+++ ENTRIES +++
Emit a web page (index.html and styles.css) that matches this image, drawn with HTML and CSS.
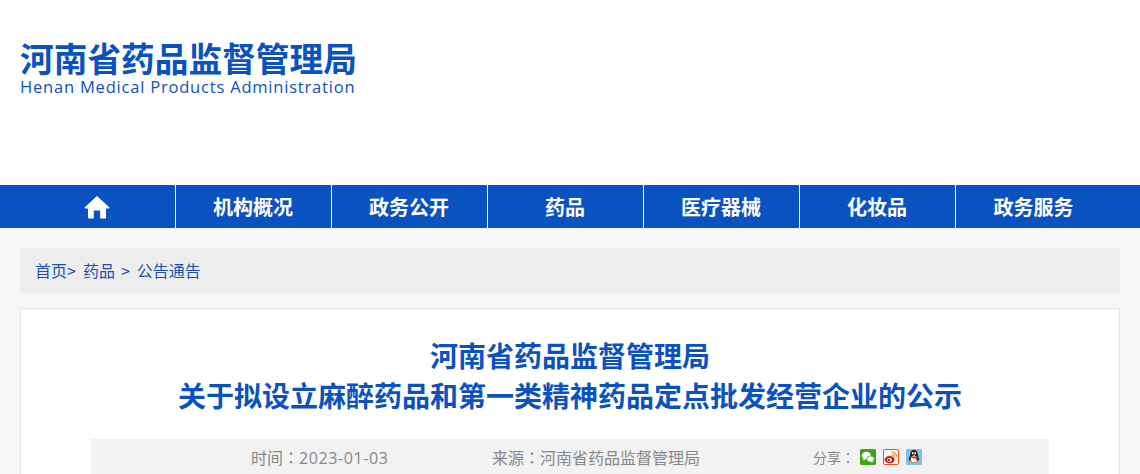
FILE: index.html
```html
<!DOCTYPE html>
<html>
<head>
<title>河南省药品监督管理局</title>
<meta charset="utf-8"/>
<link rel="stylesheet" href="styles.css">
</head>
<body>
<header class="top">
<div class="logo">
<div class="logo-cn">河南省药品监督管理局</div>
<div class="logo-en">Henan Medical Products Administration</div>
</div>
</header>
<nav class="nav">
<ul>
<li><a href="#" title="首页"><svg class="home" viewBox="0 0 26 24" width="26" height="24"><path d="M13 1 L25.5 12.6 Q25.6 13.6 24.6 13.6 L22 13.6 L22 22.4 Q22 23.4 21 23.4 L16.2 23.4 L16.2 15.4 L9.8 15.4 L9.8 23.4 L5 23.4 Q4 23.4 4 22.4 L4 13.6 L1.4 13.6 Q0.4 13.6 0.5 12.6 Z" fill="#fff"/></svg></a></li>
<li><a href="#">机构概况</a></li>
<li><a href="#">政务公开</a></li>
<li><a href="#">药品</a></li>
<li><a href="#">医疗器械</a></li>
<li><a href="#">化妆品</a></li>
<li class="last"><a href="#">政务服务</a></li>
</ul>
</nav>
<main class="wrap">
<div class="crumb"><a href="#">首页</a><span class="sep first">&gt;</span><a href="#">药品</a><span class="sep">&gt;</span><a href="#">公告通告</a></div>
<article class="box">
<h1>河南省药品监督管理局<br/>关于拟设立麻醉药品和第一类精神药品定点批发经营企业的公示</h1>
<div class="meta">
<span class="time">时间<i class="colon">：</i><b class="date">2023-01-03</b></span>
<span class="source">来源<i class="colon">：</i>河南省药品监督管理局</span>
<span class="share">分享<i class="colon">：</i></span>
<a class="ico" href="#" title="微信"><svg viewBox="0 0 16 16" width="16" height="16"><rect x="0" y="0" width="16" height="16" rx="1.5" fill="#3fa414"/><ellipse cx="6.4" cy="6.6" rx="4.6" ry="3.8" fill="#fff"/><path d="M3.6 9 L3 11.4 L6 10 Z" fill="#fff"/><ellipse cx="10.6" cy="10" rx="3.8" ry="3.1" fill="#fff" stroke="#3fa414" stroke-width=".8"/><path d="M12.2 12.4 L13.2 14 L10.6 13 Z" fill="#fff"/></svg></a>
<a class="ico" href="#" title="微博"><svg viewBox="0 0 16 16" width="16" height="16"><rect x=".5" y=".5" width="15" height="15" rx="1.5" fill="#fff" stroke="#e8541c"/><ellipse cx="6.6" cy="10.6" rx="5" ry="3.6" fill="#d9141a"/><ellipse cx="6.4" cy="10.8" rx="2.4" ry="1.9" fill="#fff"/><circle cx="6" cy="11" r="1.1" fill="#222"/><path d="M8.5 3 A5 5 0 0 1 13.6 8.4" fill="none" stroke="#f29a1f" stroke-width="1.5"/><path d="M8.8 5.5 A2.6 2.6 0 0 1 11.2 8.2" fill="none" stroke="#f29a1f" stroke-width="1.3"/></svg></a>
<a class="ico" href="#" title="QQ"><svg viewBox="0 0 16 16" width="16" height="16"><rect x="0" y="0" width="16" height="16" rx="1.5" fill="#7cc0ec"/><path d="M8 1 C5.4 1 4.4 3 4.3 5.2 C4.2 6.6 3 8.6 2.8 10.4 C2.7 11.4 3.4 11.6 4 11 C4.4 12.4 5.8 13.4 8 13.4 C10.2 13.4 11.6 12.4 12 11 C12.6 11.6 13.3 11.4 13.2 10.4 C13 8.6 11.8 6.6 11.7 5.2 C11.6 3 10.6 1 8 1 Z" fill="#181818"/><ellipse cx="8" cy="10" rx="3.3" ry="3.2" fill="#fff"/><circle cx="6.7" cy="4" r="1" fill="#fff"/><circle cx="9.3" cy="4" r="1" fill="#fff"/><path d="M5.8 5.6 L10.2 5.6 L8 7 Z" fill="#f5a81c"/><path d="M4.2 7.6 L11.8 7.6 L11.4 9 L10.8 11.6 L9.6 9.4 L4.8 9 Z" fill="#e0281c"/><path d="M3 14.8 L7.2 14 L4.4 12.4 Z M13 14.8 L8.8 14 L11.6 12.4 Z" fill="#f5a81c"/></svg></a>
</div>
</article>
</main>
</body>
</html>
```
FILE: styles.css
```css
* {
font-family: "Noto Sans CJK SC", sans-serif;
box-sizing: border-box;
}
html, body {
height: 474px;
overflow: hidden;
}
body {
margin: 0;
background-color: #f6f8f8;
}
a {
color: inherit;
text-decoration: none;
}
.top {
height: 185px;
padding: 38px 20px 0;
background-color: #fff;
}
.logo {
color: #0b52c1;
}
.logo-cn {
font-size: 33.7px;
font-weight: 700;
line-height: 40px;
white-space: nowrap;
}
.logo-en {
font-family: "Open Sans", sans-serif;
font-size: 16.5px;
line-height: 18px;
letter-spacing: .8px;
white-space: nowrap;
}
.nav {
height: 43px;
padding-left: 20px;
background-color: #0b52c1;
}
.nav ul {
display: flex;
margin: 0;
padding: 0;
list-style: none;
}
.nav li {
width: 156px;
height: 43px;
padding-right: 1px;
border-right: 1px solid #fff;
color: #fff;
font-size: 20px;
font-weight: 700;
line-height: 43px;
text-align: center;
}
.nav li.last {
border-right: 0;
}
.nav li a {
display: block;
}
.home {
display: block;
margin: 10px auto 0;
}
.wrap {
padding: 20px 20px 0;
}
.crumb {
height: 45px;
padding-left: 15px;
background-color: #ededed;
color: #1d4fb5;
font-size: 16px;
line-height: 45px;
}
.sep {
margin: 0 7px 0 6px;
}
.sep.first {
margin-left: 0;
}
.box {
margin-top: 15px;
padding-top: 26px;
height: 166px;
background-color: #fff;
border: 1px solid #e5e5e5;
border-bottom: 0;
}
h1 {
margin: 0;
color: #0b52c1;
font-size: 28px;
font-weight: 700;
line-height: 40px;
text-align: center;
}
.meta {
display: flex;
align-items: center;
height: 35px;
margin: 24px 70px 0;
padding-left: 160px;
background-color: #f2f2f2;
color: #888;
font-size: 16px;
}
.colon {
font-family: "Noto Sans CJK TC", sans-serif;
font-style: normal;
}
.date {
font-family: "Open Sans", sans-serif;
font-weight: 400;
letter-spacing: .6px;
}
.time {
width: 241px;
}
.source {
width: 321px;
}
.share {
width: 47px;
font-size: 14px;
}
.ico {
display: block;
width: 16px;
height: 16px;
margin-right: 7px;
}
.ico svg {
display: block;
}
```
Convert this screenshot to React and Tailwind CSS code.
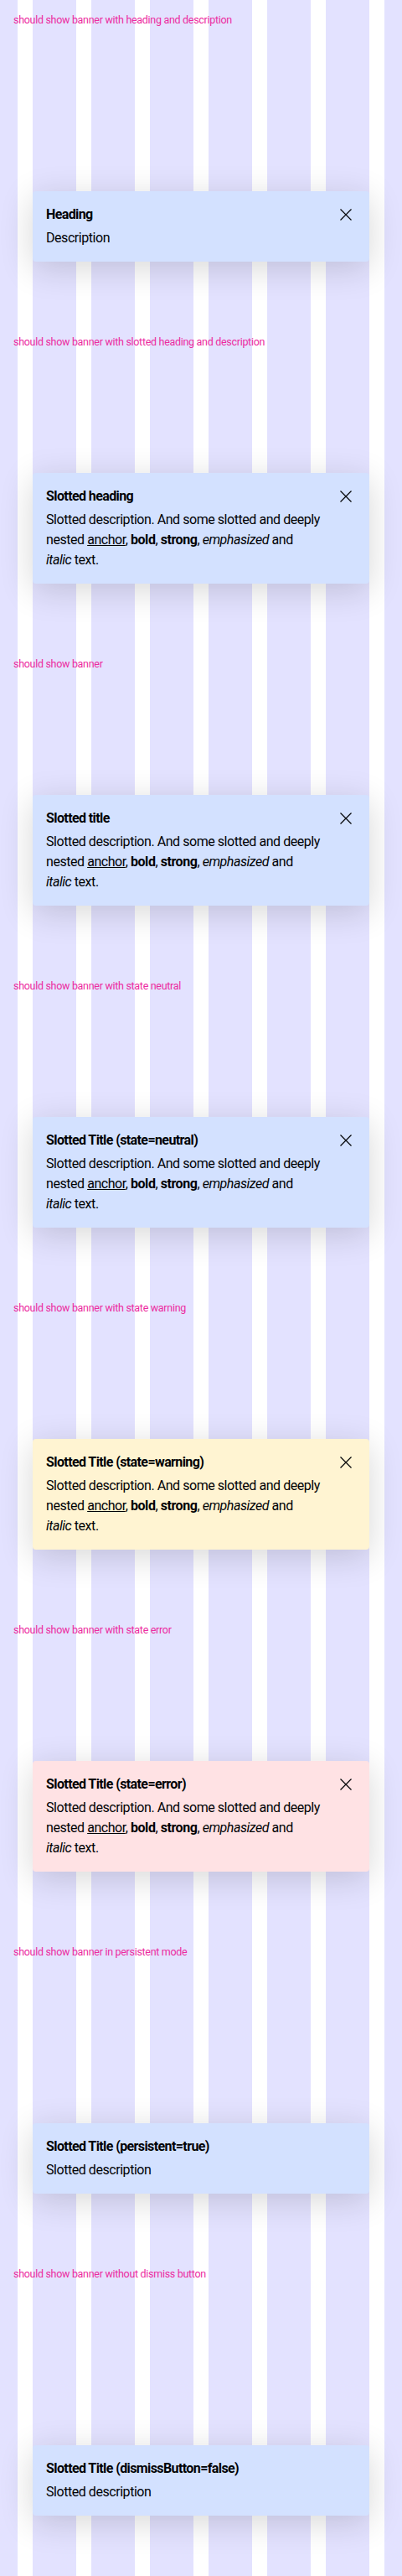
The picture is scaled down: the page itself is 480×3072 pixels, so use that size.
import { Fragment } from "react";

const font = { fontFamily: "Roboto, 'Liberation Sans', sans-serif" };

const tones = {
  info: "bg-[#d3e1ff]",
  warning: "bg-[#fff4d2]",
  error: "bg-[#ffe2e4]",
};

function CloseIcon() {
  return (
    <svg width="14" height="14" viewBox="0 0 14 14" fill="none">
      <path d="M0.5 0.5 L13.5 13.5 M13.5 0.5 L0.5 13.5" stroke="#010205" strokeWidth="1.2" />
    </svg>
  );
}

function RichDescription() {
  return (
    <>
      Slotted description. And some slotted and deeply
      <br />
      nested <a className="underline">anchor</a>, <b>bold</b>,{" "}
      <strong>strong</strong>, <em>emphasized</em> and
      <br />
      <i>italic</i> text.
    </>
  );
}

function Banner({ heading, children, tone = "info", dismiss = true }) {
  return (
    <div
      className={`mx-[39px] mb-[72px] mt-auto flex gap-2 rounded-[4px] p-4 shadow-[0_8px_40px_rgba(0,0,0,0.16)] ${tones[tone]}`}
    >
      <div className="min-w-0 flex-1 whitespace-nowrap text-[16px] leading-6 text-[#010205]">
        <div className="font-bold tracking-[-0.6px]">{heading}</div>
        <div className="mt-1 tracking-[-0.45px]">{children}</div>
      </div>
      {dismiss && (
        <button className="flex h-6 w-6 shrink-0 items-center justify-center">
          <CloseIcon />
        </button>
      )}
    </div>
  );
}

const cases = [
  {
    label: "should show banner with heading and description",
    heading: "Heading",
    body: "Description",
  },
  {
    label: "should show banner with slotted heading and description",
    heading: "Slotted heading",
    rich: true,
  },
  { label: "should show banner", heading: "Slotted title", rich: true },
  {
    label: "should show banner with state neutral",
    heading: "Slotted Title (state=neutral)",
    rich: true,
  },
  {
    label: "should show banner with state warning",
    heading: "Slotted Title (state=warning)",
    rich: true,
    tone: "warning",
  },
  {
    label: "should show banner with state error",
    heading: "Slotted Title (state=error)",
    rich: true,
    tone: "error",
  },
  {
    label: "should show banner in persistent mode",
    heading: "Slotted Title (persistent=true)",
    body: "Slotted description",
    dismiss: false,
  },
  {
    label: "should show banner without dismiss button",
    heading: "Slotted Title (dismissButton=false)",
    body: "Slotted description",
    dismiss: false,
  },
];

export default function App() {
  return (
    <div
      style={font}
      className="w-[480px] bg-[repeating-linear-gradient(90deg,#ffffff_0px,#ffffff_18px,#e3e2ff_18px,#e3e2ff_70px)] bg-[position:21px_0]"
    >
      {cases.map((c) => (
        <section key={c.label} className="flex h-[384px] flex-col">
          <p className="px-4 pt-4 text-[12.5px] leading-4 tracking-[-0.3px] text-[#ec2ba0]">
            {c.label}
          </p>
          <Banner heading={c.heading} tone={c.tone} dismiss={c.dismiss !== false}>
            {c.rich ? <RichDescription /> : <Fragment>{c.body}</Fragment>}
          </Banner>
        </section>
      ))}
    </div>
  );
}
+++
* WHAT IS REQUIRED
Extract, from the listing above, every line where the string "that" occurs.

* ANSWER FOR THIS EXERCISE
Emit a web page (index.html and styles.css) that matches this image, drawn with HTML and CSS.
The picture is scaled down: the page itself is 480×3072 pixels, so use that size.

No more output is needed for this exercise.